The One Thinking Exercise To Spark Innovative Ideas
I was on a call with a team member, and I asked, so what’s a procedural update you can make today, to minimize this issue again in the future?
He was speechless. I could hear the gears turning in his head, but nothing manifested out his mouth.
He was overthinking — something we all understand.
Overthinking inhibits our ability to be creative and propose new and exciting ideas. Ideas we can’t grasp on to when we’re busy beating ourselves up about being wrong.
We must separate our thinking into two camps.
The first camp is were you ideate, and anything goes.
It’s divergent thinking, a way to generate ideas without consequence.
“We have to generate ideas first before we can begin evaluating and eliminating them,” says Ozan Varol in his book, Think Like a Rocket Scientist.
The best way to start this type of thinking is through questions prompts.
Try this.
Schedule thirty-minutes to think about an outcome your company is trying to achieve.
During that time, create a list of ideas that answer this one question:
If there were no financial constraints, what would we do to execute on (your topic)?
This time is personal. You don’t need a crowd.
Do it alone and in a place that sparks creativity.
Ozan recommends, “you must shut down the rational thinker in you, the part responsible for otherwise safe, beneficial grown-up behaviors. Set aside the spreadsheets, and let your brain run wild. Investigate the absurd. Reach beyond your grasp. Blur the line between fantasy and reality.”
The second camp is to get real with your outcomes.
Convergent thinking is when you become pragmatic. It’s when you look at your list and cut the unrealistic options.
The reason you start with divergent thinking is “if we cut the accumulation process short — if we immediately start thinking about consequences — we run the risk of hampering originality” advises Ozan.
But we have to be realistic.
If your idea list has an item that would cost ten million dollars and you’re just starting, it’s likely more realistic to focus on other low-hanging fruit.
That doesn’t mean you have to cut the large cost idea. You have to invest more time in thinking it through.
That’s what Elon Musk did when he dramatically cut the cost of rockets, and SpaceX was born.
Convergent thinking forces you to think about your ideas and make sense of them.
It’s one reason authors separates writing from editing. Writing is divergent thinking, while editing is convergent.
Set time aside to think differently.
Lumping your thinking time into one time block session limits your creativity, especially if it’s with other people.
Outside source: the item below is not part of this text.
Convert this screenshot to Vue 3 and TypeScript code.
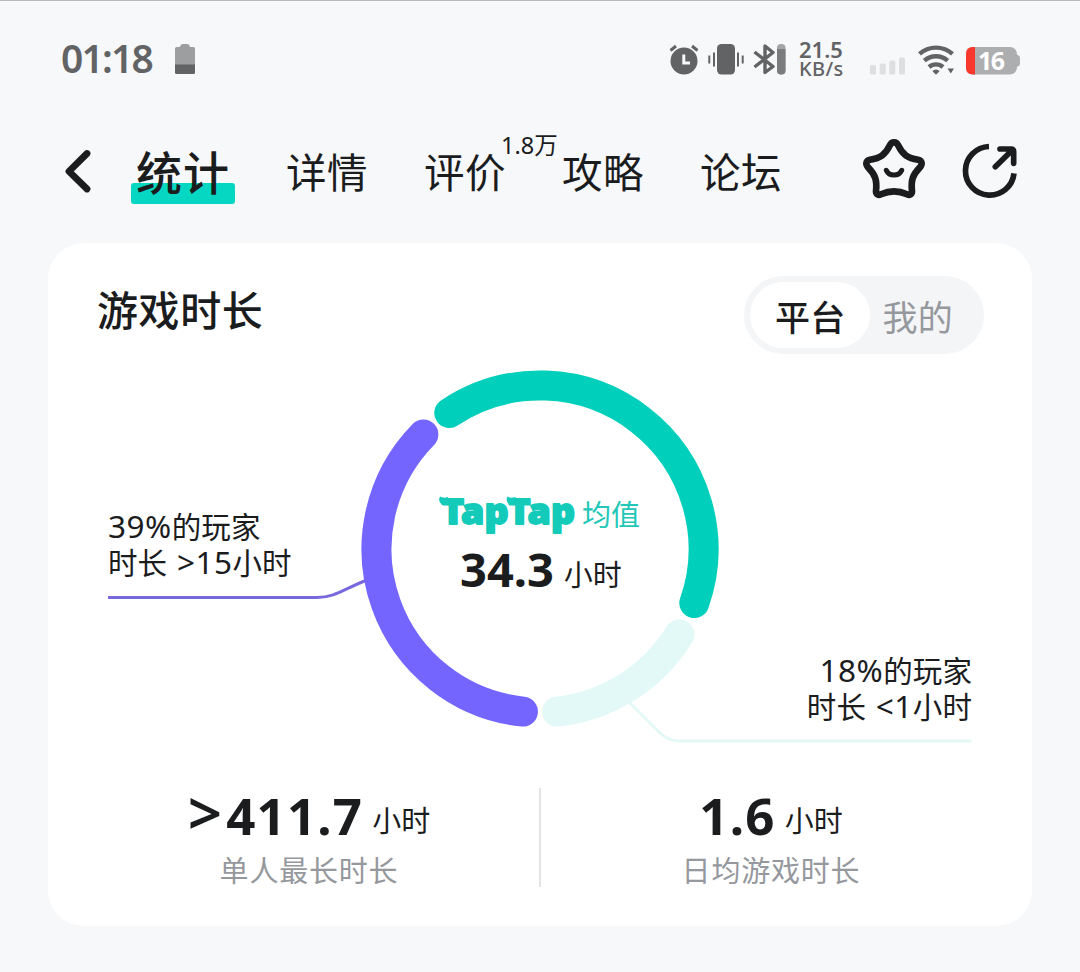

In your divergent thinking time block, let yourself run wild with the question prompt. There’s no such thing as a bad idea.
James Altucher writes down ten ideas a day on a waiters pad. He admits he has terrible ideas. But all you need is a few great ones.
When you set time aside to think divergently, you build your creative muscle.
Don’t become pragmatic too soon. Let your creativity and imagination run wild.